Na jutro zarządzono sekcję zwłok pacjenta.
Cała sprawa ma jeszcze inny wymiar. Jak pisaliśmy wczoraj, policjanci po informacji ze szpitala MSWiA o podejrzanie wyglądającej załodze karetki, mogli zbadać alkomatem jedynie 23-letniego ratownika medycznego. Miał w organizmie prawie 0,8 promila alkoholu. Przyznał, że przed pechowym dla niego kursem – nie była to karetka pogotowia, a jedynie transportowa – pił z lekarzem piwo i wódkę.
Policjanci nie mogli zweryfikować informacji o pijaństwie, bo lekarz zdążył uciec. Pojechali do domu doktora, ale zastali tylko jego rodzinę. Wczoraj byli tam jeszcze raz.
– Nikt nie otworzył – mówi Renata Laszczka-Rusek z Komendy Wojewódzkiej Policji w Lublinie.
Lekarz i ratownik już stracili pracę. – Dla mnie ich sprawa jest zakończona. Nie będą u nas pracować, bo nie chcę mieć do czynienia z ludźmi, którzy mnie i firmę stawiają w takiej sytuacji – stwierdza Artur Kępa, prezes prywatnej Kolumny Transportu Sanitarnego „Triomed”. Obydwaj mężczyźni nie byli etatowymi pracownikami spółki, z firmą łączyła ich umowa-zlecenie.

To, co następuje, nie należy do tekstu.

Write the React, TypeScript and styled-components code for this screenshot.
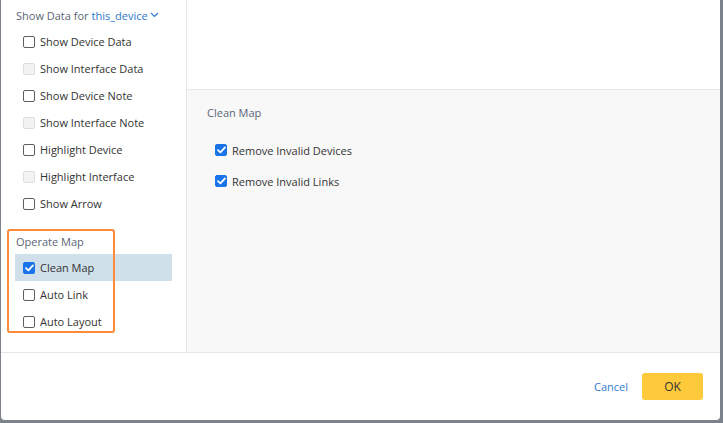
import React from 'react'
import styled, { createGlobalStyle } from 'styled-components'

const GlobalStyle = createGlobalStyle`
  html, body {
    margin: 0;
    padding: 0;
    background: #7b828c;
  }
  body {
    font-family: "Open Sans", "Liberation Sans", sans-serif;
    font-size: 11px;
    color: #333;
  }
`

const Page = styled.div`
  width: 723px;
  height: 423px;
  padding-left: 1px;
  box-sizing: border-box;
  background: #7b828c;
  overflow: hidden;
`

const Dialog = styled.div`
  width: 719px;
  height: 420px;
  background: #fff;
  border-radius: 0 0 4px 4px;
  display: flex;
  flex-direction: column;
`

const Body = styled.div`
  display: flex;
  flex-direction: row;
  height: 352px;
  border-bottom: 1px solid #e6e6e6;
`

const Sidebar = styled.div`
  position: relative;
  width: 186px;
  border-right: 1px solid #e6e6e6;
  padding-top: 6px;
  box-sizing: border-box;
`

const SectionTitle = styled.div`
  display: flex;
  align-items: center;
  height: 18px;
  padding-left: 15px;
  color: #5c6576;
`

const Device = styled.span`
  color: #2b78cc;
  margin-left: 3px;
`

const List = styled.div<{ $top?: number }>`
  display: flex;
  flex-direction: column;
  margin-top: ${props => props.$top ?? 4}px;
`

const Row = styled.div<{ $active?: boolean }>`
  display: flex;
  align-items: center;
  gap: 5px;
  height: 27px;
  margin: 0 14px;
  padding-left: 8px;
  background: ${props => (props.$active ? '#cfe0ea' : 'transparent')};
`

const Box = styled.span<{ $checked?: boolean; $disabled?: boolean }>`
  width: 12px;
  height: 12px;
  box-sizing: border-box;
  border-radius: 2px;
  display: inline-flex;
  align-items: center;
  justify-content: center;
  flex-shrink: 0;
  border: 1px solid
    ${props => (props.$checked ? '#1a73e8' : props.$disabled ? '#dedede' : '#5f5f5f')};
  background: ${props => (props.$checked ? '#1a73e8' : props.$disabled ? '#f3f3f3' : '#fff')};
`

const Group = styled.div`
  margin-top: 15px;
`

const Highlight = styled.div`
  position: absolute;
  left: 6px;
  top: 229px;
  width: 108px;
  height: 104px;
  box-sizing: border-box;
  border: 2px solid #ff8a3a;
  border-radius: 3px;
  pointer-events: none;
`

const Main = styled.div`
  flex: 1;
  display: flex;
  flex-direction: column;
`

const TopArea = styled.div`
  height: 89px;
  border-bottom: 1px solid #e8e8e8;
`

const Content = styled.div`
  flex: 1;
  background: #f8f8f8;
  padding: 14px 0 0 20px;
`

const ContentTitle = styled.div`
  height: 18px;
  line-height: 18px;
  color: #5c6576;
`

const Options = styled.div`
  display: flex;
  flex-direction: column;
  gap: 13px;
  margin-top: 19px;
  padding-left: 8px;
`

const Option = styled.div`
  display: flex;
  align-items: center;
  gap: 5px;
  height: 18px;
`

const Footer = styled.div`
  flex: 1;
  display: flex;
  align-items: center;
  justify-content: flex-end;
  gap: 14px;
  padding-right: 17px;
`

const CancelLink = styled.span`
  color: #2e7bcf;
  font-size: 11px;
  cursor: pointer;
`

const OkButton = styled.button`
  width: 61px;
  height: 27px;
  border: none;
  border-radius: 3px;
  background: #ffc93c;
  color: #333;
  font-family: inherit;
  font-size: 12px;
  cursor: pointer;
`

const Check = () => (
  <svg width="9" height="8" viewBox="0 0 9 8">
    <path d="M1 4.2 L3.4 6.4 L8 1.4" stroke="#fff" strokeWidth="1.8" fill="none" strokeLinecap="round" strokeLinejoin="round" />
  </svg>
)

const Chevron = () => (
  <svg width="9" height="6" viewBox="0 0 9 6" style={{ marginLeft: 2 }}>
    <path d="M1 1 L4.5 4.5 L8 1" stroke="#2b78cc" strokeWidth="1.2" fill="none" />
  </svg>
)

const Checkbox = ({ checked, disabled }: { checked?: boolean; disabled?: boolean }) => (
  <Box $checked={checked} $disabled={disabled}>
    {checked ? <Check /> : null}
  </Box>
)

const showItems = [
  { label: 'Show Device Data' },
  { label: 'Show Interface Data', disabled: true },
  { label: 'Show Device Note' },
  { label: 'Show Interface Note', disabled: true },
  { label: 'Highlight Device' },
  { label: 'Highlight Interface', disabled: true },
  { label: 'Show Arrow' },
]

const operateItems = [
  { label: 'Clean Map', checked: true },
  { label: 'Auto Link' },
  { label: 'Auto Layout' },
]

const App = () => {
  return (
    <>
      <GlobalStyle />
      <Page>
        <Dialog>
          <Body>
            <Sidebar>
              <SectionTitle>
                Show Data for<Device>this_device</Device>
                <Chevron />
              </SectionTitle>
              <List>
                {showItems.map(item => (
                  <Row key={item.label}>
                    <Checkbox disabled={item.disabled} />
                    {item.label}
                  </Row>
                ))}
              </List>
              <Group>
                <SectionTitle>Operate Map</SectionTitle>
                <List $top={4}>
                  {operateItems.map(item => (
                    <Row key={item.label} $active={item.checked}>
                      <Checkbox checked={item.checked} />
                      {item.label}
                    </Row>
                  ))}
                </List>
              </Group>
              <Highlight />
            </Sidebar>
            <Main>
              <TopArea />
              <Content>
                <ContentTitle>Clean Map</ContentTitle>
                <Options>
                  <Option>
                    <Checkbox checked />
                    Remove Invalid Devices
                  </Option>
                  <Option>
                    <Checkbox checked />
                    Remove Invalid Links
                  </Option>
                </Options>
              </Content>
            </Main>
          </Body>
          <Footer>
            <CancelLink>Cancel</CancelLink>
            <OkButton>OK</OkButton>
          </Footer>
        </Dialog>
      </Page>
    </>
  )
}

export default App
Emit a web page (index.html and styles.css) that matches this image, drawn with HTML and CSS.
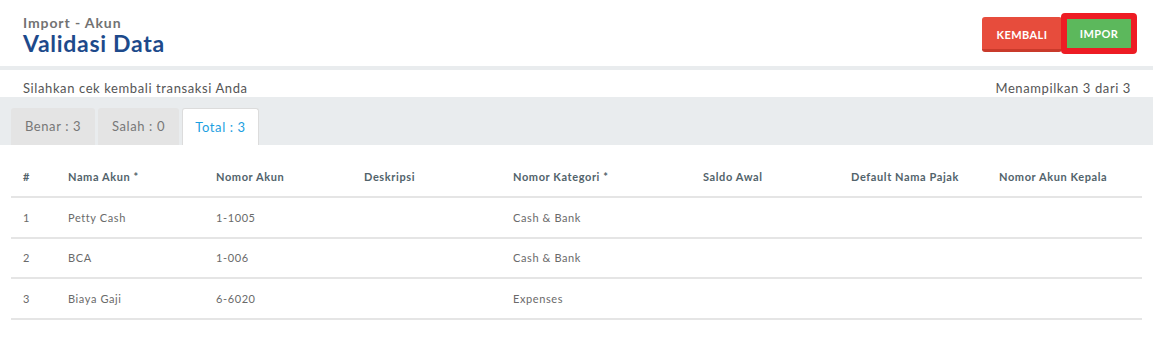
FILE: index.html
```html
<!DOCTYPE html>
<html lang="id">
<head>
  <meta charset="UTF-8" />
  <meta name="viewport" content="width=device-width, initial-scale=1.0" />
  <title>Validasi Data - Import Akun</title>
  <link rel="stylesheet" href="styles.css">
</head>
<body>

  <header class="page-header">
    <div class="titles">
      <p class="subtitle">Import - Akun</p>
      <h1>Validasi Data</h1>
    </div>
    <div class="actions">
      <button class="btn btn-back">KEMBALI</button>
      <span class="highlight">
        <button class="btn btn-import">IMPOR</button>
      </span>
    </div>
  </header>

  <div class="info-bar">
    <span>Silahkan cek kembali transaksi Anda</span>
    <span>Menampilkan 3 dari 3</span>
  </div>

  <nav class="tabs">
    <a class="tab" href="#">Benar : 3</a>
    <a class="tab" href="#">Salah : 0</a>
    <a class="tab active" href="#">Total : 3</a>
  </nav>

  <main class="content">
    <table class="data-table">
      <colgroup>
        <col style="width: 45px">
        <col style="width: 148px">
        <col style="width: 148px">
        <col style="width: 149px">
        <col style="width: 190px">
        <col style="width: 148px">
        <col style="width: 148px">
        <col>
      </colgroup>
      <thead>
        <tr>
          <th>#</th>
          <th>Nama Akun *</th>
          <th>Nomor Akun</th>
          <th>Deskripsi</th>
          <th>Nomor Kategori *</th>
          <th>Saldo Awal</th>
          <th>Default Nama Pajak</th>
          <th>Nomor Akun Kepala</th>
        </tr>
      </thead>
      <tbody>
        <tr>
          <td>1</td>
          <td>Petty Cash</td>
          <td>1-1005</td>
          <td></td>
          <td>Cash &amp; Bank</td>
          <td></td>
          <td></td>
          <td></td>
        </tr>
        <tr>
          <td>2</td>
          <td>BCA</td>
          <td>1-006</td>
          <td></td>
          <td>Cash &amp; Bank</td>
          <td></td>
          <td></td>
          <td></td>
        </tr>
        <tr>
          <td>3</td>
          <td>Biaya Gaji</td>
          <td>6-6020</td>
          <td></td>
          <td>Expenses</td>
          <td></td>
          <td></td>
          <td></td>
        </tr>
      </tbody>
    </table>
  </main>

</body>
</html>
```

FILE: styles.css
```css
body {
  margin: 0;
  font-family: 'Lato', 'Noto Sans', sans-serif;
  background-color: #fff;
  color: #555;
  letter-spacing: 0.6px;
}

.page-header {
  display: flex;
  justify-content: space-between;
  align-items: flex-start;
  padding: 13px 16px 0 23px;
  height: 53px;
  border-bottom: 4px solid #e9ecee;
}

.subtitle {
  margin: 2px 0 0;
  font-size: 14px;
  font-weight: 700;
  color: #727272;
  line-height: 15px;
  letter-spacing: 0.9px;
}

h1 {
  margin: 1px 0 0;
  font-size: 23px;
  font-weight: 700;
  color: #1d4a8b;
  line-height: 24px;
  letter-spacing: 0.7px;
}

.actions {
  display: flex;
  align-items: flex-start;
  padding-top: 4px;
}

.btn {
  border: none;
  border-radius: 3px;
  color: white;
  font-family: inherit;
  font-weight: 700;
  font-size: 11px;
  letter-spacing: 0.4px;
  cursor: pointer;
}

.btn-back {
  background-color: #e74c3c;
  border-bottom: 3px solid #c93a2b;
  width: 80px;
  height: 35px;
  padding: 2px 0 0;
  margin-right: -1px;
}

.highlight {
  display: inline-flex;
  position: relative;
  margin-top: -4px;
  border: 6px solid #ed1c24;
  border-radius: 4px;
}

.btn-import {
  background-color: #5cb85c;
  border-radius: 0;
  width: 64px;
  height: 29px;
}

.info-bar {
  display: flex;
  justify-content: space-between;
  padding: 0 22px 0 23px;
  height: 27px;
  line-height: 36px;
  font-size: 13px;
  color: #555;
}

.tabs {
  display: flex;
  gap: 3px;
  background-color: #e9ecee;
  padding: 11px 11px 0;
  height: 37px;
}

.tab {
  width: 84px;
  box-sizing: border-box;
  background-color: #e4e4e4;
  border-radius: 3px 3px 0 0;
  text-align: center;
  line-height: 37px;
  font-size: 13px;
  color: #777;
  text-decoration: none;
}

.tab:nth-child(2) {
  width: 81px;
}

.tab.active {
  width: 77px;
  background-color: #fff;
  border: 1px solid #dcdcdc;
  border-bottom: none;
  line-height: 36px;
  color: #1ba0e1;
}

.content {
  padding: 12px 11px 0;
}

.data-table {
  width: 100%;
  table-layout: fixed;
  border-collapse: collapse;
  font-size: 11px;
}

.data-table th {
  text-align: left;
  font-weight: 700;
  color: #52636b;
  padding: 0 12px;
  height: 39px;
  border-bottom: 2px solid #e5e5e5;
}

.data-table td {
  padding: 0 12px;
  height: 38.5px;
  color: #6a6a6a;
  border-bottom: 2px solid #e5e5e5;
}
```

Kierowca karetki był trzeźwy.
Adam Sandauer, przewodniczący Stowarzyszenia Pacjentów „Primum Non Nocere”:
- Trudno tu o łagodne słowa. Problem pijanych lekarzy wraca jak bumerang, a władze go lekceważą. Często umarza się takie sprawy lub robi postępowanie administracyjne zamiast sądowego. A jedynym rozwiązaniem jest zmiana prawa, by lekarzom pracującym po alkoholu z urzędu zawieszać prawo wykonywania zawodu, tak jak pijanym kierowcom zabiera się prawo jazdy. Czy rząd wprowadzi takie zmiany? Trzeba pytać premiera. Ministerstwo Zdrowia problem zna, ale nic z nim nie robi.